• [Given exercise]: Every line holding the word "components" counts once. Give the total, nothing more.

• [Provided records]:
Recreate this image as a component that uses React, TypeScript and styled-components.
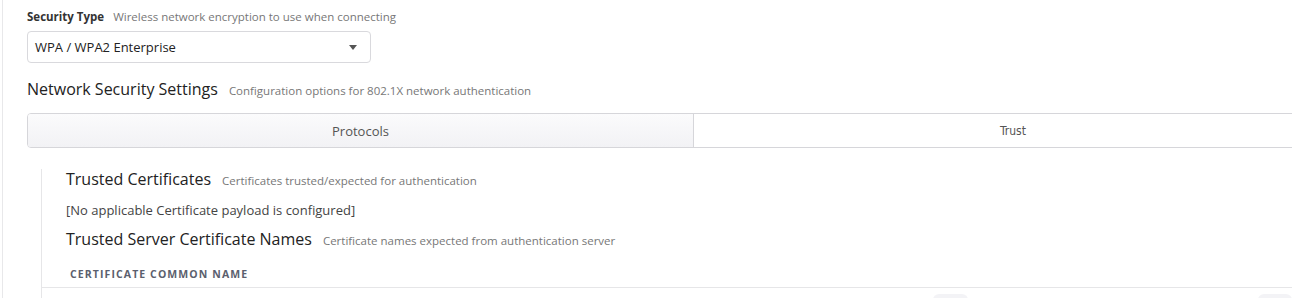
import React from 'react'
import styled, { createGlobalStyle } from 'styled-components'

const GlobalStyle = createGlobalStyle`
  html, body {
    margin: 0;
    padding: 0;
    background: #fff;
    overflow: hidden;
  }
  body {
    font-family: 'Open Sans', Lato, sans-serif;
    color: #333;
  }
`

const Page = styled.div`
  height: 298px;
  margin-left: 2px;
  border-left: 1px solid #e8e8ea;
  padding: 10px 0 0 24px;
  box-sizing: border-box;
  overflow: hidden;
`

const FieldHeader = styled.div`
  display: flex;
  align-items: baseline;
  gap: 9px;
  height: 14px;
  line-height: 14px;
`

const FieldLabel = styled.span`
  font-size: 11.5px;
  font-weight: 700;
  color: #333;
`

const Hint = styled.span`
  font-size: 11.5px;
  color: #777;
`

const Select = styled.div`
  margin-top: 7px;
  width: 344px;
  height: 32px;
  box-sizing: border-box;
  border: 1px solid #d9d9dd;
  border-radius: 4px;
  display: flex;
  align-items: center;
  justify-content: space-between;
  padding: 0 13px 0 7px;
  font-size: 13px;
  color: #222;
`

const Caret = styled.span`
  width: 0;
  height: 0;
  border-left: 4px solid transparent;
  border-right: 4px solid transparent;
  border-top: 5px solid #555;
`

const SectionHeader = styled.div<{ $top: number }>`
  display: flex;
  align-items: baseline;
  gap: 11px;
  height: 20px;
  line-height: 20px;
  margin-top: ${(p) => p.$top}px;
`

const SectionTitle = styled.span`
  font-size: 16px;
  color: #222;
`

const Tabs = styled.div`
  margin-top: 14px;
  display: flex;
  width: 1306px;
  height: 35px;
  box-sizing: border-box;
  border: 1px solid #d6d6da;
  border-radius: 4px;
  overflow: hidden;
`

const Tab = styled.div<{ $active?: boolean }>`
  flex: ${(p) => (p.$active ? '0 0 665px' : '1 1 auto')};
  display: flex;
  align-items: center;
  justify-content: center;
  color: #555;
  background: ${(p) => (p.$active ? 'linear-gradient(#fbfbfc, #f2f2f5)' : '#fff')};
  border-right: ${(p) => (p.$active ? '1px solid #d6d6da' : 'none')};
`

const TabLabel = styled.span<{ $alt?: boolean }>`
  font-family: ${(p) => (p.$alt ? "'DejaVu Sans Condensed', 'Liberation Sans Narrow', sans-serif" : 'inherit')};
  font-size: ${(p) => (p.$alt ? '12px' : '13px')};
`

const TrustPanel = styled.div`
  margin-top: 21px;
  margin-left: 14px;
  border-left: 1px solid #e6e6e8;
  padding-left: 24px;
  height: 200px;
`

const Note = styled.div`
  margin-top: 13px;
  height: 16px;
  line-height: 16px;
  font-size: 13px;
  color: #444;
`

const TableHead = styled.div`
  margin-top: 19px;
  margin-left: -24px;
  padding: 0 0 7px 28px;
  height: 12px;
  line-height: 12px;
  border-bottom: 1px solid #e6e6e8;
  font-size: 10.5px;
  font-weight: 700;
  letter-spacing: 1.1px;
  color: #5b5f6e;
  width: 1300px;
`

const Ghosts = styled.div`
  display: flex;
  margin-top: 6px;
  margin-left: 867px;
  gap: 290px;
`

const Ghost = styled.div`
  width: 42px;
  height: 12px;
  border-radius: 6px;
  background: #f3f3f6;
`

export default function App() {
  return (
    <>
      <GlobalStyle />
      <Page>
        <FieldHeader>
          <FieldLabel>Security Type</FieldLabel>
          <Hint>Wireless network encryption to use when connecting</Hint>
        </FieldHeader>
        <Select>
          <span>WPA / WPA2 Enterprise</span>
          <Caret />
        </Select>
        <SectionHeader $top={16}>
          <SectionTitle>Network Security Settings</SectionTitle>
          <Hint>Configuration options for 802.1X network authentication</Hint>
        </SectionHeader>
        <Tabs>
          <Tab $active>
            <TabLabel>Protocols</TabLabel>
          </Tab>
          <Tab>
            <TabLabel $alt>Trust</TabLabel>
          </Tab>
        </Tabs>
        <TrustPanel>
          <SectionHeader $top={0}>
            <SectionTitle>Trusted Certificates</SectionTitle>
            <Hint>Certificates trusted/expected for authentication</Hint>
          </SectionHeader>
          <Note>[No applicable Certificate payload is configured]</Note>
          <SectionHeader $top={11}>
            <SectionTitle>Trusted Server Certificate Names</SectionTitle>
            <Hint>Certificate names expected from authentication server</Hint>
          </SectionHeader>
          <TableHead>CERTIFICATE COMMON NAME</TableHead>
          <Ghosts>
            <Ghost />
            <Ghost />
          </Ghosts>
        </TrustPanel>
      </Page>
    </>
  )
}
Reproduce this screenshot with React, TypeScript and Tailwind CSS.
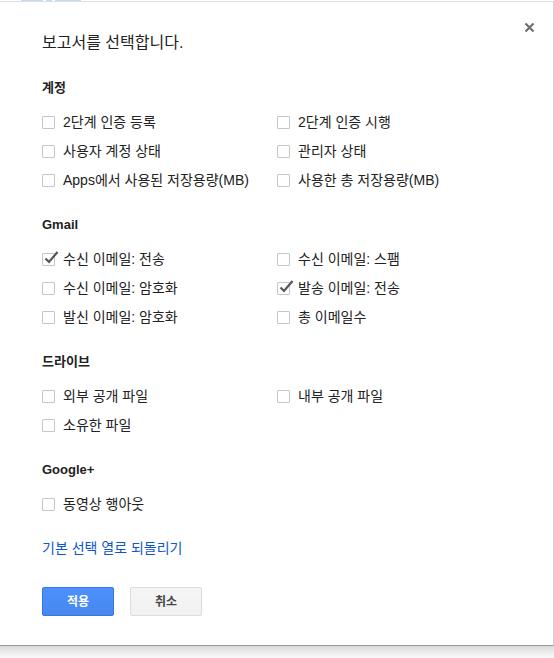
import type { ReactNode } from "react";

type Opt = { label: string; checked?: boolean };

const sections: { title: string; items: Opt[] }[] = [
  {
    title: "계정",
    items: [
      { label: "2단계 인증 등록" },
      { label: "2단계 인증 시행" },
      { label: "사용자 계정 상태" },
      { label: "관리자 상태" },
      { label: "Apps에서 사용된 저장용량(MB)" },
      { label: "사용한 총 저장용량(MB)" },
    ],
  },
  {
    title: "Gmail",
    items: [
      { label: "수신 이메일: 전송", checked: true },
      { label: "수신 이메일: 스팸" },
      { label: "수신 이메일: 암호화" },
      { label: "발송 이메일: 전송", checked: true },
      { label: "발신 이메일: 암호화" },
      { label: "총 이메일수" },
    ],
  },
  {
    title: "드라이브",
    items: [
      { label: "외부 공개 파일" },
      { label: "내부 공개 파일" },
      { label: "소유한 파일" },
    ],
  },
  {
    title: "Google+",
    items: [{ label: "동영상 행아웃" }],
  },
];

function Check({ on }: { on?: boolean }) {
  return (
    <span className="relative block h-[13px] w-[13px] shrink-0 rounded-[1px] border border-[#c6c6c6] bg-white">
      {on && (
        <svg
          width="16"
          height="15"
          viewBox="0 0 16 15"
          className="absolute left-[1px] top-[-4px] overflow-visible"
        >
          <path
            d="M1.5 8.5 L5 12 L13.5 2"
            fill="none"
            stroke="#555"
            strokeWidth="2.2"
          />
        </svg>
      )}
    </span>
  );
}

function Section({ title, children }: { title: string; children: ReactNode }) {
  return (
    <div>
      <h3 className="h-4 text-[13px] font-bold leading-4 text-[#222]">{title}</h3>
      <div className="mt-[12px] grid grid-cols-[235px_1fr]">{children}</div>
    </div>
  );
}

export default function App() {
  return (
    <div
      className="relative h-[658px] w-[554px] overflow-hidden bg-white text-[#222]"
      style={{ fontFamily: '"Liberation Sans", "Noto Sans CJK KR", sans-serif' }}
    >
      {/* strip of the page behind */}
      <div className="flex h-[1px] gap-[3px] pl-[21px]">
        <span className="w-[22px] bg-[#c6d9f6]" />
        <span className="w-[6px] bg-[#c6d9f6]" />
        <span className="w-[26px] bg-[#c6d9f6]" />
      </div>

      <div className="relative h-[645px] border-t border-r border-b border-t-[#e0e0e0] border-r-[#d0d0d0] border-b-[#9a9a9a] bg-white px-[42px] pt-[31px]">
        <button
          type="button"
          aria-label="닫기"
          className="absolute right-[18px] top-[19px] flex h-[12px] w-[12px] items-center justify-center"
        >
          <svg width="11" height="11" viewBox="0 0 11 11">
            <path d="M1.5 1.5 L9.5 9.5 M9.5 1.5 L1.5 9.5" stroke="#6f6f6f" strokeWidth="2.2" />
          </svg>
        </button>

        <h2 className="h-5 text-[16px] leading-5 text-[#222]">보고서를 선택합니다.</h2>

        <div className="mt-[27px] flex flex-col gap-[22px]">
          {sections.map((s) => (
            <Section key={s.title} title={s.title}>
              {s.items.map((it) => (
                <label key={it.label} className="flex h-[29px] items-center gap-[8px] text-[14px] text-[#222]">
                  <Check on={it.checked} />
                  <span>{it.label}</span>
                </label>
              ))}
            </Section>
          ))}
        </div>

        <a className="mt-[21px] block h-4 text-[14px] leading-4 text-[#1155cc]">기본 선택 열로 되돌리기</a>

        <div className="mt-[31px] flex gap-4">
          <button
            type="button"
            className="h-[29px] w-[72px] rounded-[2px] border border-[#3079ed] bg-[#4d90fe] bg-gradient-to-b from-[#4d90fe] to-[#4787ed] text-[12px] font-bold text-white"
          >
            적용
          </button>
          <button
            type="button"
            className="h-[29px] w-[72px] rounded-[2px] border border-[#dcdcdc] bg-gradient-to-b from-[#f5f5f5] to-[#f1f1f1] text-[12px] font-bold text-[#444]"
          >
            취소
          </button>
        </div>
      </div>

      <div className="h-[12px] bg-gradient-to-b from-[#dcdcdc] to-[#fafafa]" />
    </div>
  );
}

• [Result]: 2